Hay quien huye del mar. Yo prefiero acudir a él en busca de consuelo. Antes de llegar aquí, he atravesado un poco de selva (digo un poco, porque no se podía considerar selva del todo, pues antes de mi han pasado muchos, y el desierto se abre camino)… y he atravesado Poza Rica, donde me quedaré a dormir.
En Poza Rica, hay un puesto donde se vendían tortugas de Florida. Son esas tortugas muy pequeñas, que la gente suele (solemos) confundir con las galápagos. El tendero me ve enseguida cara de extranjero, creo que les enseñan de pequeños, y lo hacen muy bien. Es su vida. Me ve y me habla en algo que luego detecto como inglés.
Me cuenta una historia sobre las tortugas, de esas que uno nunca sabe hasta qué punto es cierta científicamente, o si sólo es fruto de la imaginación popular, a pesar de tener su lógica. Me dice que esas tortugas huyen del entorno donde se han criado, y que viajan cientos de millas hasta las costas de este lado del Atlántico, hasta los bancos de arena de donde emergen, como nuevos seres naciendo de una nueva placenta hecha de corales, algas y sal. Entonces empieza su vida adulta de verdad.
No le compro ninguna tortuga, porque no quiero cargar con la responsabilidad de un ser vivo. Pero sí le compro la historia. Me la ha escrito en un par de párrafos, y la ha firmado. La tengo en el cuaderno. Y me paso por la playa más cercana, para ver si aparece alguna de esas tortugas con experiencia en la vida.

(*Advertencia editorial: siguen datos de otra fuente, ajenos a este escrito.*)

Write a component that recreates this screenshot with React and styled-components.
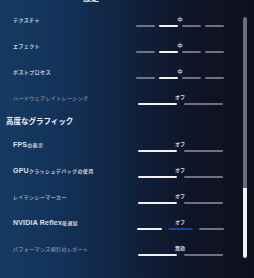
import React from "react";
import styled, { createGlobalStyle } from "styled-components";

const rows = [
  { label: "テクスチャ", value: "中", bars: ["off", "on", "off", "off"] },
  { label: "エフェクト", value: "中", bars: ["off", "on", "off", "off"] },
  { label: "ポストプロセス", value: "中", bars: ["off", "on", "off", "off"] },
  { label: "ハードウェアレイトレーシング", value: "オフ", bars: ["on", "off"], dim: true },
];

const advanced = [
  { latin: "FPS", label: "の表示", value: "オフ", bars: ["on", "off"] },
  { latin: "GPU", label: "クラッシュデバッグの使用", value: "オフ", bars: ["on", "off"] },
  { label: "レイテンシーマーカー", value: "オフ", bars: ["on", "off"], mid: true },
  { latin: "NVIDIA Reflex", label: "低遅延", value: "オフ", bars: ["on", "blue", "off"] },
  { label: "パフォーマンス統計のレポート", value: "無効", bars: ["on", "off"], dim: true },
];

const widths = { 2: [39, 7], 3: [25, 6], 4: [19, 4] };

const SettingRow = ({ row }) => {
  const [w, gap] = widths[row.bars.length];
  return (
    <SRow>
      <SLabel $dim={row.dim} $mid={row.mid}>
        {row.latin && <SLatin>{row.latin}</SLatin>}
        {row.label}
      </SLabel>
      <SControl>
        <SValue>{row.value}</SValue>
        <SBars $gap={gap}>
          {row.bars.map((b, i) => (
            <SSegment key={i} $w={w} $state={b} />
          ))}
        </SBars>
      </SControl>
    </SRow>
  );
};

const App = () => {
  return (
    <>
      <GlobalStyle />
      <SPage>
        <SContent>
          <STitle>設定</STitle>
          {rows.map((r) => (
            <SettingRow key={r.label} row={r} />
          ))}
          <SHeading>高度なグラフィック</SHeading>
          {advanced.map((r) => (
            <SettingRow key={r.label} row={r} />
          ))}
        </SContent>
        <SScroll>
          <STrack />
          <SThumb />
        </SScroll>
      </SPage>
    </>
  );
};

export default App;

const GlobalStyle = createGlobalStyle`
  html, body {
    margin: 0;
    padding: 0;
    width: 254px;
    height: 278px;
    overflow: hidden;
  }
  body {
    font-family: "Noto Sans CJK JP", "Noto Sans", sans-serif;
  }
`;

const SPage = styled.div`
  width: 254px;
  height: 278px;
  display: flex;
  overflow: hidden;
  background: linear-gradient(
    to right,
    #153b63 0%,
    #123158 25%,
    #10223f 50%,
    #0f1629 72%,
    #0e0f1d 100%
  );
`;

const SContent = styled.div`
  flex: 1;
  padding-left: 13px;
`;

const STitle = styled.div`
  margin: -7px 0 11px 70px;
  height: 10px;
  line-height: 10px;
  font-size: 8px;
  font-weight: 700;
  color: #e6e8ee;
`;

const SRow = styled.div`
  display: flex;
  align-items: flex-start;
  height: 26px;
`;

const SLabel = styled.div`
  width: 122px;
  line-height: 12px;
  font-size: 5px;
  letter-spacing: 0.4px;
  font-weight: 700;
  white-space: nowrap;
  color: ${(p) => (p.$dim ? "#7c8596" : p.$mid ? "#a9b0bd" : "#c8ceda")};
`;

const SLatin = styled.span`
  font-family: "Liberation Sans", Arial, sans-serif;
  font-size: 7px;
  letter-spacing: 0.2px;
  font-weight: 700;
  color: #dfe3ea;
`;

const SControl = styled.div`
  width: 90px;
  display: flex;
  flex-direction: column;
  align-items: center;
`;

const SValue = styled.div`
  height: 10px;
  line-height: 10px;
  font-size: 5px;
  font-weight: 700;
  color: #d5d9e0;
`;

const SBars = styled.div`
  display: flex;
  gap: ${(p) => p.$gap}px;
  margin-top: 1px;
`;

const SSegment = styled.div`
  width: ${(p) => p.$w}px;
  height: 2px;
  border-radius: 1px;
  background: ${(p) =>
    p.$state === "on" ? "#f2f2f4" : p.$state === "blue" ? "#1f3ea0" : "#70737f"};
`;

const SHeading = styled.div`
  margin: -3px 0 12px -7px;
  height: 12px;
  line-height: 12px;
  font-size: 7.5px;
  font-weight: 700;
  color: #f4f5f8;
  white-space: nowrap;
`;

const SScroll = styled.div`
  width: 4px;
  margin: 17px 7px 0 0;
  display: flex;
  flex-direction: column;
`;

const STrack = styled.div`
  height: 171px;
  background: #6b6d7e;
  border-radius: 2px 2px 0 0;
`;

const SThumb = styled.div`
  height: 70px;
  background: #f1f1f3;
  border-radius: 0 0 2px 2px;
`;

Sentado en la arena blanca, que todavía palpita por el efecto del sol invernal, entiendo al releer la historia, que la vida de esas tortugas es parecida a la mía: en un momento, tiene que salir de su entorno, de su medio ambiente en apariencia controlado, echarse su pequeño caparazón a cuestas, y ver qué le depara el mundo. Empiezo a comprender que aún no he pasado por ningún banco de arena, y que mi necesidad de dar rodeos se parezca a estar en medio de uno, del que no se sabe muy bien cómo salir.
Veo que tengo que luchar contra la arena, abrirme paso y sacar mi cabecita al exterior, y mirar hacia arriba, y no volver la vista atrás. Sólo así mi viaje podrá tener algo de sentido.
El mar, o lo inabarcable, me ha traído hasta aquí. No es posible mi madurez si no lo tengo en cuenta. Tengo cosas que hacer en esta tierra, y del mismo modo que sé que sin el mar, sin lo inabarcable, yo no existiría, también sé que tengo que caminar, que atravesar el banco de arena, el cual bien puede estar construido de dudas, de prejuicios, de apatía… y asomarme, y avanzar.
No es posible vivir de verdad, sin haber nacido de nuevo.
Ya he nacido de nuevo.
Ahora tengo que aprender a caminar.
Al volver a Poza Rica, busco al hombre de las tortugas. Me saluda y me pide que me acerque. Pone entre mis manos una pequeña tortuga de madera, pintada con alegres colores, con un sol rojo, y puntitos blancos. Retiro la mano hacia el bolsillo, y niega con la cabeza mientras sonríe. Es un regalo.
20 de febrero
Antes de irme, quiero decir adiós al hombre de las tortugas. Ya no está, me cuenta el caballero del puesto de souvenirs. Se ha ido a deslumbrar a otros con su maravillosa historia.